İsrail’in en hararetli destekçilerinden birinin de Nazi
Almanya’sı olması derin iş birliğinin göstergesidir. Alman yetkililer: “Biz,
Yahudilere soykırım uyguladık, İsrail de Filistin’e soykırım yapabilir.”
anlamında açıklamalar yapmakta…”Sizin
eşek, bizim baltayı getirdi mi?”
Siyonizm- Nazizm…
Türkiye’nin verdiği deliller önemli, ciddi deliller.
Türkiye,
yerel/küresel teröre karşı verdiği mücadele terör sektörünün planlarını
bozmakta.
Diyarbakır
Annelerinin terör örgütünün elindeki evlatlarını kurtarma mücadelesi Eylül
2019’dan bu yana devam ediyor. Bu direniş, dünya tarihinin en anlamlı, en
güçlü direnişidir, aynı zamanda…
Terör, her zaman olduğu gibi kendi gündemini dayatmaya,
gerçekleri örtmeye çalışıyor.
Siyonaziler
yargılanıyor…
Kızıldeniz’de, Yemende şehirler bombalanıyor.
Siyonaziler, Gazze’de
öldürülecek bebek bulamamaktan yakınıyorlar.
Türkiye’de Fatih
Camii imamını bıçaklıyorlar. Tevhidi laiklik karşıtı gören malum zevat,
edegeldikleri zırvaları gevelemeye devam ediyorlar.
12 Ocak 2024…
Irak ve Suriye’nin kuzeyinde 9 Mehmetçiğimizi şehit edenler,
ABD ve Batı’nın beslemeleridir.
Bu saldırı, 31 Mart
2024’te yapılacak seçimleri sabote etmeye, terör sosyolojisini diri tutmaya
dönüktür.
Ama şahsi menfaatlerini müstevlilerin siyasi emelleriyle
tevhit eden kifayetsiz muhterisler maskelerinin düşmesinden dolayı büyük
tedirginlik içerisindeler.
Ayan olan, beyan
olunmaz.
40 yıldır doğrudan doğruya terörün merkeziyle mücadele
ediyoruz. Bunun öncesinde de sağ-sol ve mezhebî çatışmaların içine çekilmek
istenen bir ülke…
Bunu da körüklemekten geri durmuyorlar.
Spor kulüplerinden elverişli olanları kullandılar, kullanma
girişimlerinin devam ettiğini son 15 günde görmekteyiz.
Riyad Kepazeliği
bunun en açık örneğidir.
Bu, ölçülmüş,
biçilmiş planlanmış iç savaş girişimidir. Mehmetçiğin şehit edilmesi
gibidir. Bu olay mutlaka aydınlatılmalıdır.

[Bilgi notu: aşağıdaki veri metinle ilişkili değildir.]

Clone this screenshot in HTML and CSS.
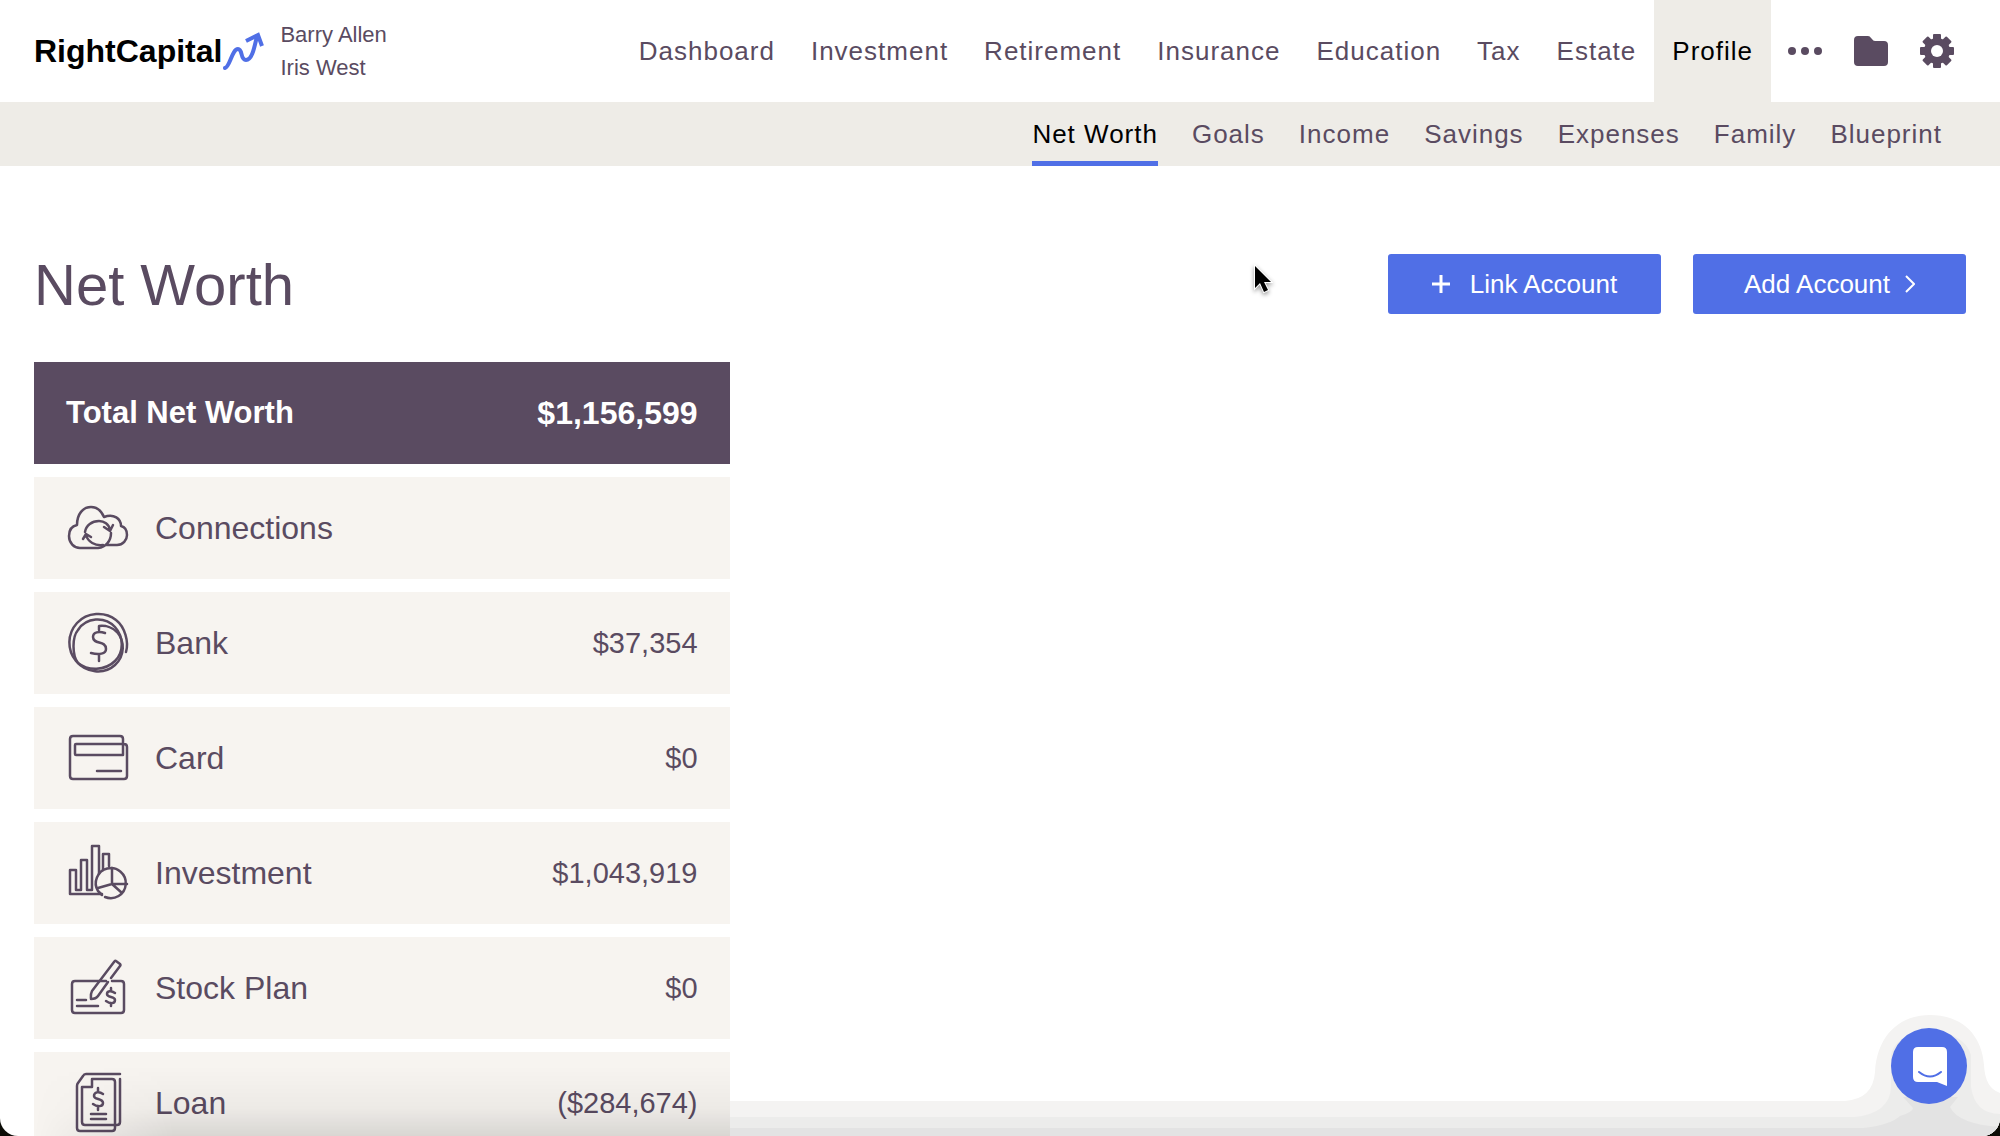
FILE: index.html
```html
<!DOCTYPE html>
<html lang="en">
<head>
    <meta charset="UTF-8">
    <meta name="viewport" content="width=device-width, initial-scale=1">
    <title>RightCapital - Net Worth</title>
    <link rel="stylesheet" href="styles.css">
</head>
<body>

<div class="window">

    <header class="header">
        <a class="logo" href="#">RightCapital<svg class="logo-mark" viewBox="0 0 44 40" aria-hidden="true">
            <path d="M3 37C8 36 10 18 16 18C21 18 18 29 24 29C30 29 32 18 35 5" stroke-linecap="round"/>
            <path d="M24 10L36 4L40 15"/>
        </svg></a>
        <div class="clients">
            <span>Barry Allen</span>
            <span>Iris West</span>
        </div>

        <nav class="main-nav">
            <a href="#">Dashboard</a>
            <a href="#">Investment</a>
            <a href="#">Retirement</a>
            <a href="#">Insurance</a>
            <a href="#">Education</a>
            <a href="#">Tax</a>
            <a href="#">Estate</a>
            <a href="#" class="active">Profile</a>
        </nav>

        <div class="tools">
            <button type="button" aria-label="More">
                <svg viewBox="0 0 34 34"><circle cx="4" cy="17" r="4"/><circle cx="17" cy="17" r="4"/><circle cx="30" cy="17" r="4"/></svg>
            </button>
            <button type="button" aria-label="Documents">
                <svg viewBox="0 0 34 34"><path d="M4 2H14Q16 2 17 4L18 5Q19 7 21 7H30Q34 7 34 11V28Q34 32 30 32H4Q0 32 0 28V6Q0 2 4 2Z"/></svg>
            </button>
            <button type="button" aria-label="Settings">
                <svg viewBox="0 0 34 34">
                    <rect x="13" y="0" width="8" height="34" rx="1"/>
                    <rect x="0" y="13" width="34" height="8" rx="1"/>
                    <rect x="13" y="0" width="8" height="34" rx="1" transform="rotate(45 17 17)"/>
                    <rect x="13" y="0" width="8" height="34" rx="1" transform="rotate(-45 17 17)"/>
                    <circle cx="17" cy="17" r="13"/>
                    <circle cx="17" cy="17" r="6" fill="#fff"/>
                </svg>
            </button>
        </div>
    </header>

    <nav class="sub-nav">
        <a href="#" class="active">Net Worth</a>
        <a href="#">Goals</a>
        <a href="#">Income</a>
        <a href="#">Savings</a>
        <a href="#">Expenses</a>
        <a href="#">Family</a>
        <a href="#">Blueprint</a>
    </nav>

    <main>
        <div class="title-row">
            <h1>Net Worth</h1>
            <button type="button" class="btn btn-link">
                <svg width="18" height="18" viewBox="0 0 18 18"><path d="M9 0V18M0 9H18" stroke-width="3"/></svg>
                Link Account
            </button>
            <button type="button" class="btn btn-add">
                Add Account
                <svg width="10" height="18" viewBox="0 0 10 18"><path d="M1 1L9 9L1 17" stroke-width="2"/></svg>
            </button>
        </div>

        <div class="accounts">
            <div class="row total">
                <span class="label">Total Net Worth</span>
                <span class="amount">$1,156,599</span>
            </div>
            <a class="row" href="#">
                <svg viewBox="0 0 64 64">
                    <path d="M41 49H51C57 49 61 44 61 39C61 34 59 31 55 30C55 23 48 17 38 21C35 14 30 11 25 11C17 11 11 18 11 29C6 30 3 34 3 40C3 47 8 52 14 52H32C40 51 45 45 45 37"/>
                    <path d="M19 36C20 29 26 25 33 25C38 25 43 28 44 34M38 31L44 35L47 29"/>
                    <path d="M37 49C29 50 22 46 20 39M17 43L20 38L25 41"/>
                </svg>
                <span class="label">Connections</span>
            </a>
            <a class="row" href="#">
                <svg viewBox="0 0 64 64">
                    <path d="M60 41C63 31 59 16 50 9C39 0 21 1 11 12C1 23 1 39 10 50C20 62 38 64 49 54C59 45 59 30 51 21C47 17 40 14 33 15V19"/>
                    <path d="M12 52C6 44 6 26 12 19C20 6 39 5 49 16C58 26 58 41 49 50C39 60 22 60 12 52"/>
                    <path d="M39 22C33 20 27 21 27 26C27 34 40 29 40 38C40 43 33 44 25 42M33 43V50"/>
                </svg>
                <span class="label">Bank</span>
                <span class="amount">$37,354</span>
            </a>
            <a class="row" href="#">
                <svg viewBox="0 0 64 64">
                    <path d="M57 29V13Q57 10 54 10H7Q4 10 4 13V50Q4 53 7 53H58Q61 53 61 50V21Q61 18 58 18H10Q9 18 9 19V28Q9 29 10 29H57"/>
                    <path d="M31 45H55"/>
                </svg>
                <span class="label">Card</span>
                <span class="amount">$0</span>
            </a>
            <a class="row" href="#">
                <svg viewBox="0 0 64 64">
                    <path d="M36 53H4V29H10V49H15V19H21V49H26V5H33V33M37 29V13H43V25"/>
                    <path d="M39 56A15 15 0 1 0 32 50L36 54M46 27V43H61M46 43L56 52M46 43L32 47"/>
                </svg>
                <span class="label">Investment</span>
                <span class="amount">$1,043,919</span>
            </a>
            <a class="row" href="#">
                <svg viewBox="0 0 64 64">
                    <path d="M40 25H9Q6 25 6 28V54Q6 57 9 57H55Q58 57 58 54V28Q58 25 55 25H46"/>
                    <path d="M45 22L54 10Q55 9 54 8L50 5Q49 4 48 6L26 35C24 39 25 41 25 43C28 43 30 43 32 40L42 26"/>
                    <path d="M11 44H20M11 50H32M49 37C45 34 41 35 41 38C41 42 49 40 49 44C49 48 44 48 40 45M45 32V35M45 47V50"/>
                </svg>
                <span class="label">Stock Plan</span>
                <span class="amount">$0</span>
            </a>
            <a class="row" href="#">
                <svg viewBox="0 0 64 64">
                    <path d="M54 3H20Q18 3 17 5L12 12Q11 13 11 15V57Q11 60 14 60H46Q49 60 49 57V11Q49 8 46 8H26V16H16V51Q16 54 19 54H51Q54 54 54 51V8"/>
                    <path d="M37 23C33 20 28 21 28 25C28 29 37 27 37 32C37 36 31 36 27 33M32 17V21M32 35V39M25 43H40M25 48H40"/>
                </svg>
                <span class="label">Loan</span>
                <span class="amount">($284,674)</span>
            </a>
        </div>
    </main>

    <!-- shade along the bottom edge, behind the chat button -->
    <div class="shade-rows"></div>
    <div class="shade">
        <div class="shade-line"></div>
        <svg class="shade-end" viewBox="0 0 300 146" aria-hidden="true">
            <path fill="#f4f3f2" d="M0 111H145Q173 109 175 82C177 45 200 25 230 25C262 25 282 45 284 75Q285 98 300 103V146H0Z"/>
            <path fill="#ececeb" d="M0 127H155Q190 123 191 97V65C198 33 262 33 271 65V97Q275 124 300 124V146H0Z"/>
            <path fill="#e3e3e3" d="M0 138H163Q190 135 200 126Q213 122 213 118L203 107H258L250 117Q258 134 300 137V146H0Z"/>
        </svg>
    </div>

    <button type="button" class="chat" aria-label="Open chat">
        <svg viewBox="0 0 76 76">
            <path fill="#fff" d="M27 19H51Q56 19 56 24V58L46 54H27Q22 54 22 49V24Q22 19 27 19Z"/>
            <path fill="none" stroke="#506fe6" stroke-width="2" stroke-linecap="round" d="M28 44Q39 53 50 44"/>
        </svg>
    </button>

    <svg class="pointer" viewBox="0 0 20 32" aria-hidden="true">
        <path d="M2 2V24L7 19L11 28L15 26L11 18H18Z"/>
    </svg>

</div>

</body>
</html>
```
FILE: styles.css
```css
* {
    box-sizing: border-box;
}

html {
    background: #0c0c06;
}

body {
    margin: 0;
    font-family: "Liberation Sans", Arial, sans-serif;
    font-size: 26px;
    color: #5a4b61;
}

a {
    color: inherit;
    text-decoration: none;
}

button {
    font: inherit;
    border: 0;
    padding: 0;
    cursor: pointer;
}

.window {
    position: relative;
    height: 100vh;
    overflow: hidden;
    background: #fff;
    border-radius: 0 0 18px 18px;
}

/* Header */
.header {
    display: flex;
    align-items: center;
    height: 102px;
    padding: 0 46px 0 34px;
}

.logo {
    display: flex;
    align-items: center;
    font-size: 32px;
    font-weight: bold;
    color: #000;
}

.logo-mark {
    width: 44px;
    height: 40px;
    fill: none;
    stroke: #506fe6;
    stroke-width: 4;
}

.clients {
    display: flex;
    flex-direction: column;
    margin-left: 14px;
    font-size: 22px;
    line-height: 33px;
}

.main-nav {
    display: flex;
    align-self: stretch;
    margin-left: auto;
    letter-spacing: 1px;
}

.main-nav a {
    display: flex;
    align-items: center;
    padding: 0 18px;
}

.main-nav .active {
    background: #eeece7;
    color: #000;
}

.tools {
    display: flex;
    gap: 32px;
    margin-left: 17px;
}

.tools button {
    width: 34px;
    height: 34px;
    background: none;
}

.tools svg {
    display: block;
    fill: #5a4b61;
}

.sub-nav {
    display: flex;
    justify-content: flex-end;
    gap: 34px;
    height: 64px;
    padding: 0 58px;
    background: #eeece7;
    letter-spacing: 1px;
    line-height: 64px;
}

.sub-nav .active {
    color: #000;
    box-shadow: inset 0 -5px #506fe6;
}

/* Content */
main {
    padding: 88px 34px 0;
}

.title-row {
    display: flex;
    align-items: center;
    gap: 32px;
    height: 60px;
    margin-bottom: 48px;
}

h1 {
    margin: 0 auto 0 0;
    font-size: 58px;
    font-weight: normal;
}

.btn {
    display: flex;
    align-items: center;
    justify-content: center;
    width: 273px;
    height: 60px;
    border-radius: 3px;
    background: #506fe6;
    color: #fff;
}

.btn svg {
    fill: none;
    stroke: #fff;
}

.btn-link {
    gap: 20px;
}

.btn-add {
    gap: 15px;
}

.accounts {
    display: flex;
    flex-direction: column;
    gap: 13px;
    width: 36%;
}

.row {
    display: flex;
    align-items: center;
    height: 102px;
    padding: 0 32px;
    background: #f7f4f0;
    font-size: 32px;
}

.row svg {
    width: 64px;
    height: 64px;
    margin-right: 25px;
    fill: none;
    stroke: #5a4b61;
    stroke-width: 2.5;
    stroke-linecap: round;
    stroke-linejoin: round;
}

.amount {
    margin-left: auto;
    font-size: 29px;
}

.total {
    background: #5a4b61;
    color: #fff;
    font-weight: bold;
}

.total .label {
    font-size: 31px;
}

.total .amount {
    font-size: 32px;
}

/* Bottom shade */
.shade-rows,
.shade {
    position: absolute;
    bottom: 0;
    pointer-events: none;
}

.shade-rows {
    left: 34px;
    width: calc((100% - 68px) * 0.36);
    height: 70px;
    background: linear-gradient(rgba(0, 0, 0, 0), rgba(0, 0, 0, 0.04) 60%, rgba(0, 0, 0, 0.12));
    -webkit-mask-image: linear-gradient(to right, transparent, #000 140px);
    mask-image: linear-gradient(to right, transparent, #000 140px);
}

.shade {
    display: flex;
    align-items: flex-end;
    right: 0;
    left: calc(34px + (100% - 68px) * 0.36);
}

.shade-line {
    flex: 1;
    height: 35px;
    background: linear-gradient(#f4f3f2 16px, #ececeb 16px, #ececeb 27px, #e3e3e3 27px);
}

.shade-end {
    width: 300px;
    height: 146px;
}

.chat {
    position: absolute;
    right: 33px;
    bottom: 32px;
    width: 76px;
    height: 76px;
    border-radius: 50%;
    background: #506fe6;
}

.chat svg {
    display: block;
}

.pointer {
    position: absolute;
    top: 264px;
    left: 1253px;
    width: 20px;
    height: 32px;
    fill: #000;
    stroke: #fff;
    stroke-width: 2;
    paint-order: stroke;
    filter: drop-shadow(0 2px 2px rgba(0, 0, 0, 0.4));
}
```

Millî ve manevî değerlerin çatıştırılmak istendiği izahtan
varestedir.
Bunu yapanların kimlerle “iş tutuklarına” bakmak bile planın
dehşetini anlamak için başlı başına yeterlidir.
Hem Atatürkçü hem de
terör elebaşı Apocu olmak bunların en bariz özelliğidir. Hem Kelime-i Tevhid’e düşmandır hem de
şehitlerin cenaze namazında en ön saftadır. Terör tam da budur işte;
bozmak, başkalaştırmak, aslından uzaklaştırmak…
***
Terör çok yönlü:
ekonomik, siyasi…
Kızılay verileri:
“Dünyada
135.3 yardıma muhtaç insandan ancak 97 milyona yardım kuruluşları ulaşabiliyor.
Yardım alamayan 40 milyon insan için 25 milyar 200 milyon dolara ihtiyaç var.
68 milyon 500 bin insan zorla yerinden edilmiş.
Yarısı 18 yaşın
altında olan 25.4 milyon mülteci bulunuyor.
Milyonlarca insan silahlı çatışmalar, doğal afetler,
kuraklık gibi sebeplerden mülteci durumunda.
Kriz bölgelerinden bulunan 50 ülkeden 30’u İslam ülkesi.
Dünyadaki afetlerin yüzde 25’i Müslümanların yaşadığı
topraklarda gerçekleşiyor.
Yerinden edilenlerin yüzde 61.5’u İslam coğrafyasında.
Yardıma muhtaç 89 milyon insanın yüzde 71’i İslam
coğrafyasında bulunuyor.
İslam
ülkelerinde yaşayanların yüzde 21’ini oluşturan 375 milyon insan 1.90 dolar
gelirin altında yaşıyor. 5 yaş altı çocukların yüzde 33’ü
beslenemiyor. Bebeklerin yüzde 4’ü 5 yaşın altında ölüyor”
***
Şehitlerimize
rahmet, ailelerine, milletimize baş sağlığı, gazilerimize acil şifalar dilerim.